While the strike is a last-resort measure for many, others have been in negotiations with property owners long before the virus came to the United States. 

After months of mounting issues with exorbitant rent increases, neglected maintenance, and intimidation, 22 units in South Central Los Angeles began a rent strike in May 2019. Elizabeth Hernandez has lived in the complex for the last 10 years, and watched her friends in the two buildings dwindle down to only eight units. Several moved out due to harassment by the landlord, fears of deportation if they were to fight the evictions in court, and intractable living conditions. Only two are supported by Section 8 vouchers, a federal housing assistance program for lowest-income residents that was bolstered with the CARES Act.

“Every single person was crying [when they moved out],” said Hernandez, who is continuing her strike with ACCE. “It was heartbreaking to see everybody leaving.”

A legal battle with her landlord is on hold while Los Angeles County courts are closed for nonessential functions. When the region opens back up, Hernandez might receive an eviction notice. Her family of six would be split up between different relatives’ houses, and she wouldn’t be able to live two blocks from her mother, who’s currently on dialysis.

Olga Ford also lives in South Los Angeles, and, at 78 years old, is finally reaching her limit in a drawn-out battle with a landlord who sued his tenants before the court closure. Her rent jumped from $1,337 to $2,350 in four years at the property despite city restrictions, and she rallied her neighbors with support from ACCE to push back against her landlord. She found a new apartment recently and will be passing on the fight to her remaining neighbors.

“It’s too much hustling, and I cannot do it no more,” said Ford, who says she has been coping with arthritis and disabilities after a bad car crash in 2004. “I have to live contented now.”

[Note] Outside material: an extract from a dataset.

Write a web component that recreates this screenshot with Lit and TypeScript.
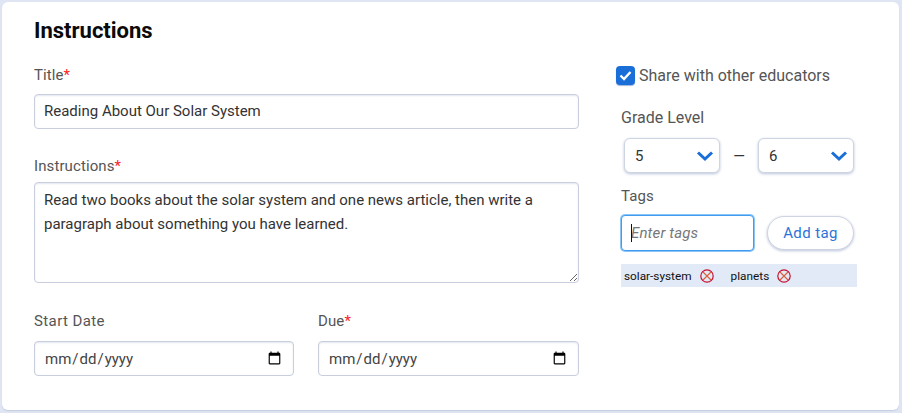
import { LitElement, html, css } from "lit";
import { customElement } from "lit/decorators.js";

@customElement("app-root")
export class AppRoot extends LitElement {
  static styles = css`
    :host { display: block; width: 902px; height: 413px; box-sizing: border-box; padding: 2px 3px 3px 2px; background: #dfe5f2; font-family: Roboto, sans-serif; color: #555; overflow: hidden; }
    * { box-sizing: border-box; }
    .card { height: 408px; background: #fff; border-radius: 6px; padding: 16px 0 0 32px; display: flex; box-shadow: 0 1px 1px #c5cde0; }
    .main { width: 545px; display: flex; flex-direction: column; }
    h1 { margin: 0; font-size: 22px; line-height: 26px; font-weight: 700; color: #0a0a0a; }
    label, .lab { display: block; font-size: 15px; line-height: 18px; color: #555; letter-spacing: 0.1px; }
    .req { color: #f22; }
    .title-lab { margin-top: 22px; }
    .field { display: block; width: 100%; font-family: Roboto, sans-serif; font-size: 15px; color: #333; background: #fff; border: 1px solid #c8cede; border-radius: 4px; outline: none; padding: 0 9px; box-shadow: inset 0 1px 2px #e4e7f0; }
    .title-in { height: 35px; margin-top: 10px; padding-bottom: 1px; }
    .inst-lab { margin-top: 28px; }
    textarea.field { height: 101px; margin-top: 7px; padding: 5px 9px; line-height: 24px; resize: vertical; }
    .dates { display: flex; gap: 24px; margin-top: 29px; }
    .date-a { width: 260px; }
    .date-b { width: 261px; }
    .start { letter-spacing: 0.4px; }
    input[type="date"].field { height: 35px; margin-top: 11px; padding: 0 9px; color: #444; }
    .side { width: 241px; margin-left: 37px; padding-top: 47px; }
    .share { display: flex; align-items: center; gap: 4px; height: 20px; font-size: 16px; }
    .check { width: 19px; height: 19px; border-radius: 4px; background: #1a6ed8; display: flex; align-items: center; justify-content: center; box-shadow: 0 1px 1px #9db4d8; }
    .inner { padding-left: 5px; }
    .grade-lab { margin-top: 24px; font-size: 16px; letter-spacing: 0; }
    .grades { display: flex; align-items: center; margin-top: 11px; padding-left: 3px; }
    .select { width: 96px; height: 35px; display: flex; align-items: center; justify-content: space-between; padding: 0 5px 0 10px; border: 1px solid #cfd4e2; border-radius: 6px; background: #fff; box-shadow: 0 1px 3px #b9c3da; font-size: 15px; color: #333; }
    .dash { width: 38px; text-align: center; font-size: 15px; color: #333; }
    .tags-lab { margin-top: 14px; }
    .tag-row { display: flex; align-items: center; margin-top: 10px; }
    .tag-in { width: 133px; height: 36px; border: 1px solid #3f9cf0; border-radius: 4px; background: #fff; box-shadow: 0 0 0 1px #8cc4f6; display: flex; align-items: center; padding-left: 9px; font-size: 15px; letter-spacing: 0.15px; font-style: italic; color: #777; position: relative; }
    .caret { position: absolute; left: 9px; top: 8px; width: 1px; height: 18px; background: #111; }
    .add { margin-left: 13px; width: 87px; height: 34px; border: 1px solid #cfd4e2; border-radius: 17px; background: #fff; color: #2b74d8; font-family: Roboto, sans-serif; font-size: 15px; box-shadow: 0 1px 3px #b9c3da; padding: 0; letter-spacing: 0.4px; }
    .strip { width: 236px; height: 23px; margin-top: 13px; background: #e2eaf8; display: flex; align-items: center; padding-left: 3px; font-size: 11.8px; color: #111; }
    .strip svg { margin-left: 8px; margin-right: 17px; }
  `;

  render() {
    const chev = html`<svg width="18" height="12" viewBox="0 0 18 12"><path d="M2 2.5 L9 9 L16 2.5" fill="none" stroke="#1a6ed8" stroke-width="3"/></svg>`;
    const x = html`<svg width="14" height="14" viewBox="0 0 14 14"><circle cx="7" cy="7" r="6.2" fill="none" stroke="#c8102e" stroke-width="1.2"/><path d="M3 3 L11 11 M11 3 L3 11" stroke="#d8603a" stroke-width="1.1"/></svg>`;
    return html`<div class="card">
      <div class="main">
        <h1>Instructions</h1>
        <label class="title-lab">Title<span class="req">*</span></label>
        <input class="field title-in" .value=${"Reading About Our Solar System"} />
        <label class="inst-lab">Instructions<span class="req">*</span></label>
        <textarea class="field" .value=${"Read two books about the solar system and one news article, then write a paragraph about something you have learned."}></textarea>
        <div class="dates">
          <div class="date-a"><label class="start">Start Date</label><input class="field" type="date" /></div>
          <div class="date-b"><label>Due<span class="req">*</span></label><input class="field" type="date" /></div>
        </div>
      </div>
      <div class="side">
        <div class="share"><span class="check"><svg width="13" height="11" viewBox="0 0 13 11"><path d="M1.5 5.5 L5 9 L11.5 2" fill="none" stroke="#fff" stroke-width="2.4"/></svg></span>Share with other educators</div>
        <div class="inner">
          <div class="lab grade-lab">Grade Level</div>
          <div class="grades">
            <div class="select">5 ${chev}</div><span class="dash">—</span><div class="select">6 ${chev}</div>
          </div>
          <div class="lab tags-lab">Tags</div>
          <div class="tag-row"><div class="tag-in"><span class="caret"></span>Enter tags</div><button class="add">Add tag</button></div>
          <div class="strip">solar-system ${x} planets ${x}</div>
        </div>
      </div>
    </div>`;
  }
}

The practices of individual landlords during the pandemic have gotten national attention, but many who are striking emphasize that they’re fighting for change on an institutional level, rather than to fuel conflict between property owners and their tenants. 

Dennis Beaver, an attorney in Bakersfield, was among the first wave of property owners nationwide to completely cancel rent for his tenants beginning in April. He inherited several properties from his parents, and acknowledged he has significantly more freedom than many who pay regular mortgages, but pointed to predatory landlords as a crucial factor in the homelessness crisis.

“I think it’s heartless of a landlord—who’s aware his tenants are not employed—to serve a three day notice on them, or to harass them in any way for what money they can pay,” said Beaver, who will be assessing his tenants on a case-by-case basis in the months to come. “It’s grossly unfair, it only damages any future relationship.”

Beaver doesn’t necessarily support the rent strike, and believes “it amounts to theft” if tenants  strike in solidarity when they are able to afford rent. He said, however, that it’s imperative “creative legislators” find an equitable way of supporting renters and landlords with federal assistance—especially to avoid the “snowball effect” of deferred mortgage payments offered by the CARES Act.

Whether or not Newsom responds with an immediate plan to support renters, housing precarity will continue to be an issue for the state’s residents well into the future. 

“Housing is a human right and should be treated as such,” Thomas said. “That’s what this strike is about.